Geoffrey Boycott remembers John Hampshire | Daily News

Geoffrey Boycott remembers John Hampshire

Their rivalry was public and occasionally bitter, but their friendship ran deeper. The death on Thursday at 76 of John Hampshire sent Geoffrey Boycott’s mind racing back to a lost world of cricket in the old West Riding, of scoring runs with Dickie Bird and Michael Parkinson, and cadging petrol from passing drivers on the way home.

“Jack” Hampshire had served as president at Headingley for the past year, but it is with an earlier, golden, age of cricket in Yorkshire that his name is synonymous.

Alongside Boycott, Brian Close and Ray Illingworth, he was part of a team that took the county championship seven times in ten years.

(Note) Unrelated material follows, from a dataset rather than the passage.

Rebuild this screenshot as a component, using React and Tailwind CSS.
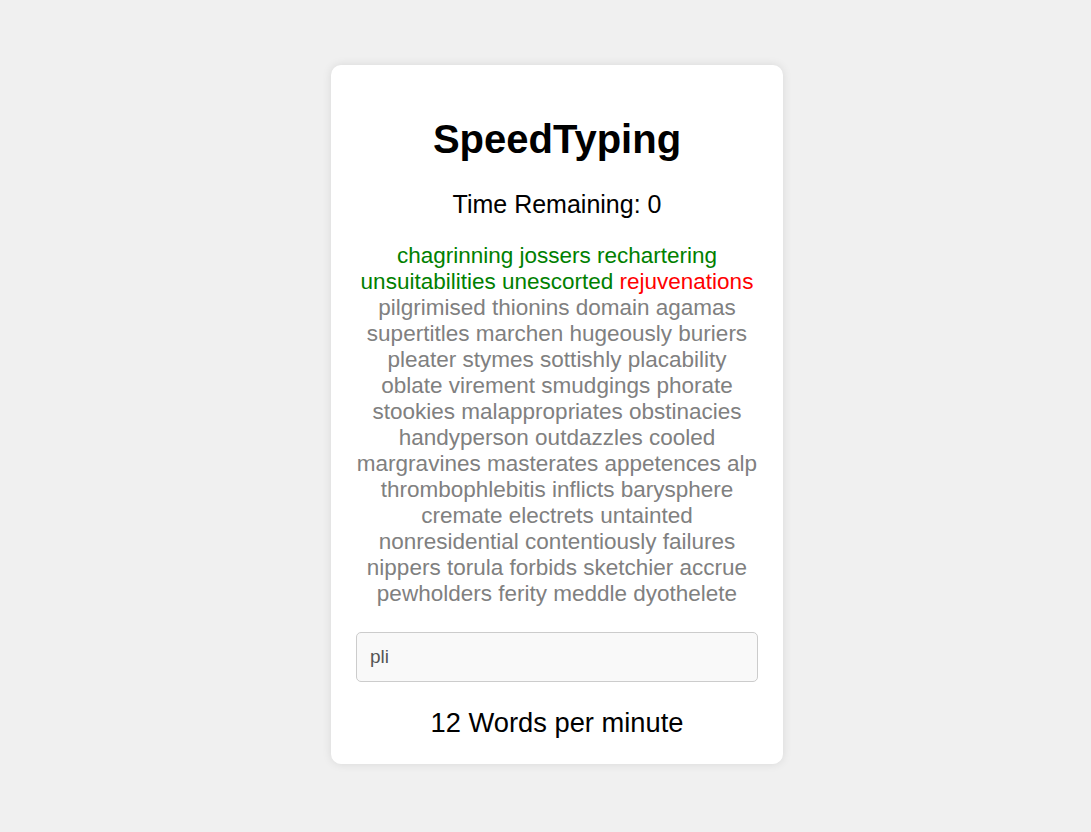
import React, { useState } from 'react';

const TYPED = [
    { word: 'chagrinning', status: 'correct' },
    { word: 'jossers', status: 'correct' },
    { word: 'rechartering', status: 'correct' },
    { word: 'unsuitabilities', status: 'correct' },
    { word: 'unescorted', status: 'correct' },
    { word: 'rejuvenations', status: 'wrong' },
];

const UPCOMING = 'pilgrimised thionins domain agamas supertitles marchen hugeously buriers pleater stymes sottishly placability oblate virement smudgings phorate stookies malappropriates obstinacies handyperson outdazzles cooled margravines masterates appetences alp thrombophlebitis inflicts barysphere cremate electrets untainted nonresidential contentiously failures nippers torula forbids sketchier accrue pewholders ferity meddle dyothelete'.split(' ');

const STATUS_COLOR = {
    correct: 'text-[#008000]',
    wrong: 'text-[#ff0000]',
    pending: 'text-[#808080]',
};

const App = () => {
    const [input, setInput] = useState('pli');

    const words = [
        ...TYPED,
        ...UPCOMING.map((word) => ({ word, status: 'pending' })),
    ];

    return (
        <div
            className="min-h-screen bg-[#f0f0f0] flex items-center justify-center pl-[23px] pb-[3px]"
            style={{ fontFamily: '"Liberation Sans", Arial, sans-serif' }}
        >
            <div className="w-[452px] bg-white rounded-[10px] shadow-[0_0_10px_rgba(0,0,0,0.1)] px-[25px] pt-[25px] pb-[26px] text-center text-black">
                {/* Title */}
                <h1 className="text-[40px] leading-[46px] font-bold mt-[26px] mb-[27.5px]">SpeedTyping</h1>

                {/* Timer */}
                <div className="text-[25px] leading-[28.5px]">Time Remaining: 0</div>

                {/* Word list */}
                <div className="mt-[25px] text-[22.5px] leading-[26px]">
                    {words.map(({ word, status }, i) => (
                        <React.Fragment key={i}>
                            <span className={STATUS_COLOR[status]}>{word}</span>
                            {i < words.length - 1 ? ' ' : ''}
                        </React.Fragment>
                    ))}
                </div>

                <input
                    type="text"
                    value={input}
                    onChange={(e) => setInput(e.target.value)}
                    className="mt-[25px] block w-full h-[50px] px-[13px] bg-[#f9f9f9] border border-[#cccccc] rounded-[5px] text-[19px] text-[#555555] outline-none"
                />

                {/* Result */}
                <div className="mt-[25px] text-[27.3px] leading-[31px]">12 Words per minute</div>
            </div>
        </div>
    );
};

export default App;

Eventually, he took charge of the side.


 
For 20 years John Hampshire thrilled Yorkshire's crowds with his attacking strokeplay and in 1969 scored a century on his Test debut against the West Indies at Lord's.

The man he ousted as captain in 1979 was in reflective mood.

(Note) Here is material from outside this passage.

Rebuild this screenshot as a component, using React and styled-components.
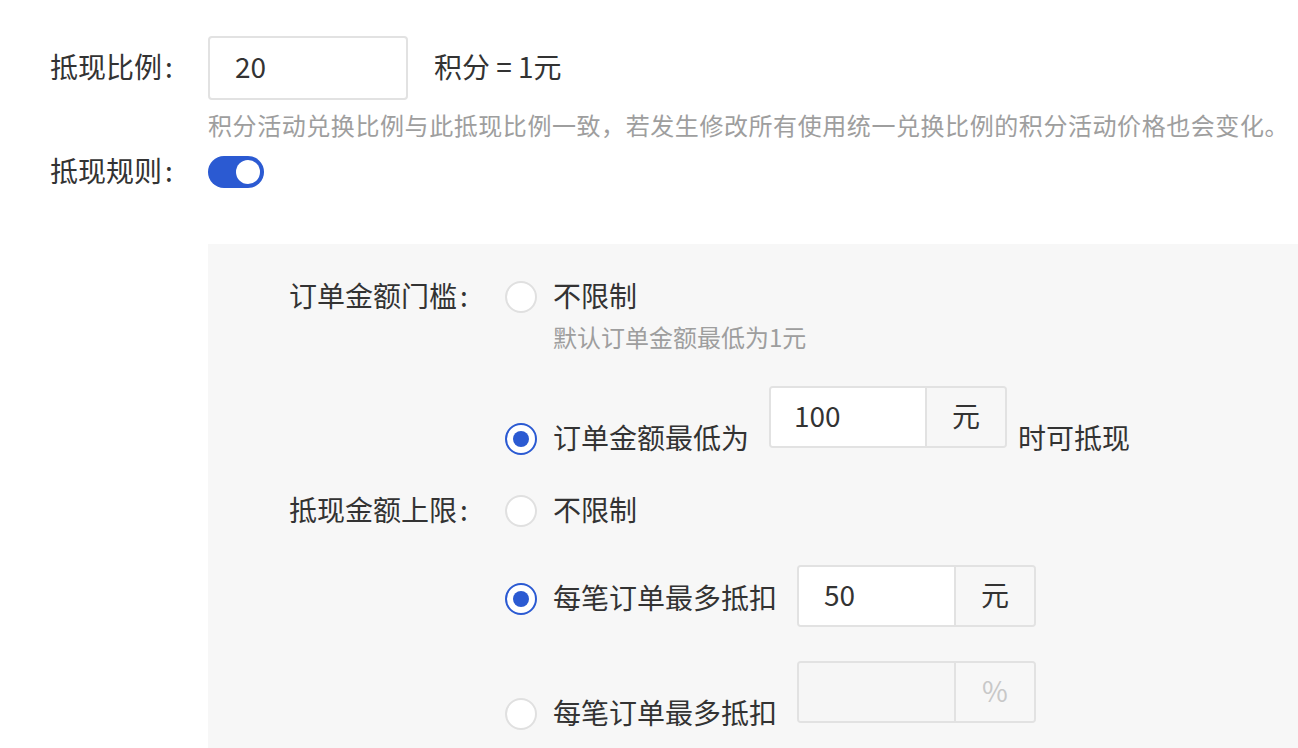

Boycott had met Hampshire, he said, as 14 year-olds, their ages just a few months apart.

“I grew up with him. He was a young kid at Barnsley when I played with Parkinson and Dickie Bird,” Boycott told The Yorkshire Post from his second home in South Africa. “John was getting rave notices for his performances at Rotherham Town. He made the Yorkshire first team before I did and I always thought he’d have a wonderful career.”

Money was tight in the Sixties, Boycott said, and with no cash coming in from TV rights, Yorkshire could only run to six cars to get the players to and from games. “You had to double up with someone, and John and I travelled together a lot. One time I ran out of petrol and we had to go out with a can, searching for fuel. As if that wasn’t bad enough, I did it a second time, pitch dark and no-one in sight, in the middle of Cambridgeshire.”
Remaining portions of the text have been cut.